◆ **What to produce**:
Would you transcribe the listing that follows, character for character, and omit its images?

>> begin Raw data

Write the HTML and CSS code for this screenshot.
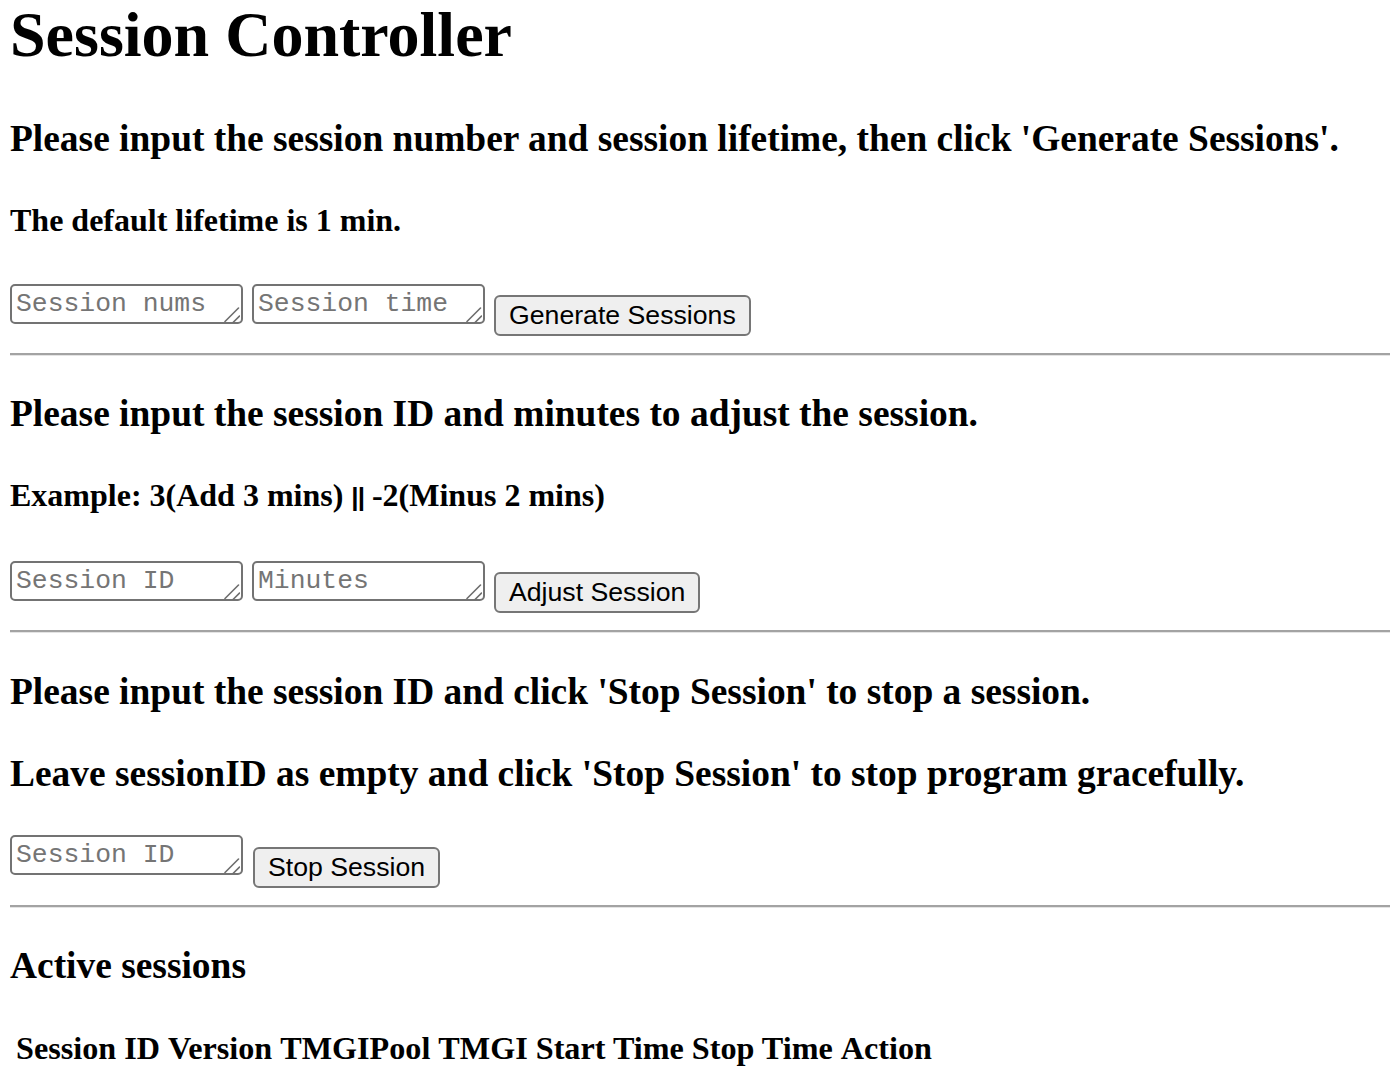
FILE: index.html
```html
<!DOCTYPE html>
<html lang="en">
<head>
<meta charset="utf-8">
<title>Session Controller</title>
<link rel="stylesheet" href="styles.css">
</head>
<body>
<h1 class="title">Session Controller</h1>

<section class="panel">
  <h3 class="prompt">Please input the session number and session lifetime, then click 'Generate Sessions'.</h3>
  <h4 class="note">The default lifetime is 1 min.</h4>
  <div class="controls">
    <span class="field-wrap">
      <textarea class="field" placeholder="Session nums"></textarea>
      <svg class="grip" width="16" height="16" viewBox="0 0 16 16" aria-hidden="true"><path d="M1 14.5L14.5 1M9 15.5L15.5 9"/></svg>
    </span>
    <span class="field-wrap">
      <textarea class="field" placeholder="Session time"></textarea>
      <svg class="grip" width="16" height="16" viewBox="0 0 16 16" aria-hidden="true"><path d="M1 14.5L14.5 1M9 15.5L15.5 9"/></svg>
    </span>
    <button class="action">Generate Sessions</button>
  </div>
</section>
<hr class="divider">

<section class="panel">
  <h3 class="prompt">Please input the session ID and minutes to adjust the session.</h3>
  <h4 class="note note--tall">Example: 3(Add 3 mins) <span class="sep">||</span> -2(Minus 2 mins)</h4>
  <div class="controls">
    <span class="field-wrap">
      <textarea class="field" placeholder="Session ID"></textarea>
      <svg class="grip" width="16" height="16" viewBox="0 0 16 16" aria-hidden="true"><path d="M1 14.5L14.5 1M9 15.5L15.5 9"/></svg>
    </span>
    <span class="field-wrap">
      <textarea class="field" placeholder="Minutes"></textarea>
      <svg class="grip" width="16" height="16" viewBox="0 0 16 16" aria-hidden="true"><path d="M1 14.5L14.5 1M9 15.5L15.5 9"/></svg>
    </span>
    <button class="action">Adjust Session</button>
  </div>
</section>
<hr class="divider">

<section class="panel">
  <h3 class="prompt">Please input the session ID and click 'Stop Session' to stop a session.</h3>
  <h3 class="prompt">Leave sessionID as empty and click 'Stop Session' to stop program gracefully.</h3>
  <div class="controls controls--wide">
    <span class="field-wrap">
      <textarea class="field" placeholder="Session ID"></textarea>
      <svg class="grip" width="16" height="16" viewBox="0 0 16 16" aria-hidden="true"><path d="M1 14.5L14.5 1M9 15.5L15.5 9"/></svg>
    </span>
    <button class="action action--low">Stop Session</button>
  </div>
</section>
<hr class="divider">

<section class="panel">
  <h3 class="prompt prompt--table">Active sessions</h3>
  <table class="sessions">
    <thead>
      <tr>
        <th>Session ID</th>
        <th>Version</th>
        <th>TMGIPool</th>
        <th>TMGI</th>
        <th>Start Time</th>
        <th>Stop Time</th>
        <th>Action</th>
      </tr>
    </thead>
    <tbody></tbody>
  </table>
</section>
</body>
</html>
```

FILE: styles.css
```css
html, body {
  background: #ffffff;
}

body {
  margin: 0;
  padding: 0 0 0 10px;
  font-family: "Liberation Serif", "Times New Roman", serif;
  color: #000000;
}

.title {
  margin: 0 0 47px;
  font-size: 64px;
  line-height: 70px;
  font-weight: bold;
}

.prompt {
  margin: 0 0 38.7px;
  font-size: 37.44px;
  line-height: 44px;
  font-weight: bold;
}

.prompt--table {
  margin-bottom: 35.6px;
}

.note {
  margin: 40.5px 0 45px;
  font-size: 32px;
  line-height: 37px;
  font-weight: bold;
}

.note--tall {
  padding-top: 0.5px;
}

.sep {
  font-family: "Liberation Sans", Arial, sans-serif;
  font-size: 26px;
  letter-spacing: -1px;
}

.controls {
  display: flex;
  align-items: flex-start;
  gap: 9px;
}

.controls--wide {
  gap: 10px;
}

.field-wrap {
  position: relative;
  display: block;
  width: 233px;
  height: 40px;
}

.field {
  display: block;
  box-sizing: border-box;
  width: 233px;
  height: 40px;
  margin: 0;
  padding: 4px 4px;
  border: 2px solid #737373;
  border-radius: 5px;
  background: #ffffff;
  font-family: "Liberation Mono", "Courier New", monospace;
  font-size: 26.4px;
  line-height: 28px;
  color: #000000;
  resize: none;
}

.field::placeholder {
  color: #757575;
}

.grip {
  position: absolute;
  right: 3px;
  bottom: 1px;
  fill: none;
  stroke: #6e6e6e;
  stroke-width: 1.6;
  stroke-linecap: round;
  pointer-events: none;
}

.action {
  box-sizing: border-box;
  margin: 11px 0 0;
  height: 41px;
  padding: 0 13px;
  border: 2px solid #767676;
  border-radius: 6px;
  background: #efefef;
  font-family: "Liberation Sans", Arial, sans-serif;
  font-size: 26.67px;
  line-height: 35px;
  color: #000000;
}

.action--low {
  margin-top: 12px;
}

.divider {
  margin: 17px 0 36.5px;
  height: 0;
  border: 0;
  border-top: 2px solid #a3a3a3;
  border-bottom: 1px solid #e4e4e4;
}

.sessions {
  margin: 0;
  border-collapse: separate;
  border-spacing: 4px;
}

.sessions th {
  padding: 2px;
  font-size: 32.18px;
  line-height: 37px;
  font-weight: bold;
  text-align: center;
}
```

>> end Raw data

◆ **Expected answer**:
Write the HTML and CSS code for this screenshot.
FILE: index.html
```html
<!DOCTYPE html>
<html lang="en">
<head>
<meta charset="utf-8">
<title>Session Controller</title>
<link rel="stylesheet" href="styles.css">
</head>
<body>
<h1 class="title">Session Controller</h1>

<section class="panel">
  <h3 class="prompt">Please input the session number and session lifetime, then click 'Generate Sessions'.</h3>
  <h4 class="note">The default lifetime is 1 min.</h4>
  <div class="controls">
    <span class="field-wrap">
      <textarea class="field" placeholder="Session nums"></textarea>
      <svg class="grip" width="16" height="16" viewBox="0 0 16 16" aria-hidden="true"><path d="M1 14.5L14.5 1M9 15.5L15.5 9"/></svg>
    </span>
    <span class="field-wrap">
      <textarea class="field" placeholder="Session time"></textarea>
      <svg class="grip" width="16" height="16" viewBox="0 0 16 16" aria-hidden="true"><path d="M1 14.5L14.5 1M9 15.5L15.5 9"/></svg>
    </span>
    <button class="action">Generate Sessions</button>
  </div>
</section>
<hr class="divider">

<section class="panel">
  <h3 class="prompt">Please input the session ID and minutes to adjust the session.</h3>
  <h4 class="note note--tall">Example: 3(Add 3 mins) <span class="sep">||</span> -2(Minus 2 mins)</h4>
  <div class="controls">
    <span class="field-wrap">
      <textarea class="field" placeholder="Session ID"></textarea>
      <svg class="grip" width="16" height="16" viewBox="0 0 16 16" aria-hidden="true"><path d="M1 14.5L14.5 1M9 15.5L15.5 9"/></svg>
    </span>
    <span class="field-wrap">
      <textarea class="field" placeholder="Minutes"></textarea>
      <svg class="grip" width="16" height="16" viewBox="0 0 16 16" aria-hidden="true"><path d="M1 14.5L14.5 1M9 15.5L15.5 9"/></svg>
    </span>
    <button class="action">Adjust Session</button>
  </div>
</section>
<hr class="divider">

<section class="panel">
  <h3 class="prompt">Please input the session ID and click 'Stop Session' to stop a session.</h3>
  <h3 class="prompt">Leave sessionID as empty and click 'Stop Session' to stop program gracefully.</h3>
  <div class="controls controls--wide">
    <span class="field-wrap">
      <textarea class="field" placeholder="Session ID"></textarea>
      <svg class="grip" width="16" height="16" viewBox="0 0 16 16" aria-hidden="true"><path d="M1 14.5L14.5 1M9 15.5L15.5 9"/></svg>
    </span>
    <button class="action action--low">Stop Session</button>
  </div>
</section>
<hr class="divider">

<section class="panel">
  <h3 class="prompt prompt--table">Active sessions</h3>
  <table class="sessions">
    <thead>
      <tr>
        <th>Session ID</th>
        <th>Version</th>
        <th>TMGIPool</th>
        <th>TMGI</th>
        <th>Start Time</th>
        <th>Stop Time</th>
        <th>Action</th>
      </tr>
    </thead>
    <tbody></tbody>
  </table>
</section>
</body>
</html>
```

FILE: styles.css
```css
html, body {
  background: #ffffff;
}

body {
  margin: 0;
  padding: 0 0 0 10px;
  font-family: "Liberation Serif", "Times New Roman", serif;
  color: #000000;
}

.title {
  margin: 0 0 47px;
  font-size: 64px;
  line-height: 70px;
  font-weight: bold;
}

.prompt {
  margin: 0 0 38.7px;
  font-size: 37.44px;
  line-height: 44px;
  font-weight: bold;
}

.prompt--table {
  margin-bottom: 35.6px;
}

.note {
  margin: 40.5px 0 45px;
  font-size: 32px;
  line-height: 37px;
  font-weight: bold;
}

.note--tall {
  padding-top: 0.5px;
}

.sep {
  font-family: "Liberation Sans", Arial, sans-serif;
  font-size: 26px;
  letter-spacing: -1px;
}

.controls {
  display: flex;
  align-items: flex-start;
  gap: 9px;
}

.controls--wide {
  gap: 10px;
}

.field-wrap {
  position: relative;
  display: block;
  width: 233px;
  height: 40px;
}

.field {
  display: block;
  box-sizing: border-box;
  width: 233px;
  height: 40px;
  margin: 0;
  padding: 4px 4px;
  border: 2px solid #737373;
  border-radius: 5px;
  background: #ffffff;
  font-family: "Liberation Mono", "Courier New", monospace;
  font-size: 26.4px;
  line-height: 28px;
  color: #000000;
  resize: none;
}

.field::placeholder {
  color: #757575;
}

.grip {
  position: absolute;
  right: 3px;
  bottom: 1px;
  fill: none;
  stroke: #6e6e6e;
  stroke-width: 1.6;
  stroke-linecap: round;
  pointer-events: none;
}

.action {
  box-sizing: border-box;
  margin: 11px 0 0;
  height: 41px;
  padding: 0 13px;
  border: 2px solid #767676;
  border-radius: 6px;
  background: #efefef;
  font-family: "Liberation Sans", Arial, sans-serif;
  font-size: 26.67px;
  line-height: 35px;
  color: #000000;
}

.action--low {
  margin-top: 12px;
}

.divider {
  margin: 17px 0 36.5px;
  height: 0;
  border: 0;
  border-top: 2px solid #a3a3a3;
  border-bottom: 1px solid #e4e4e4;
}

.sessions {
  margin: 0;
  border-collapse: separate;
  border-spacing: 4px;
}

.sessions th {
  padding: 2px;
  font-size: 32.18px;
  line-height: 37px;
  font-weight: bold;
  text-align: center;
}
```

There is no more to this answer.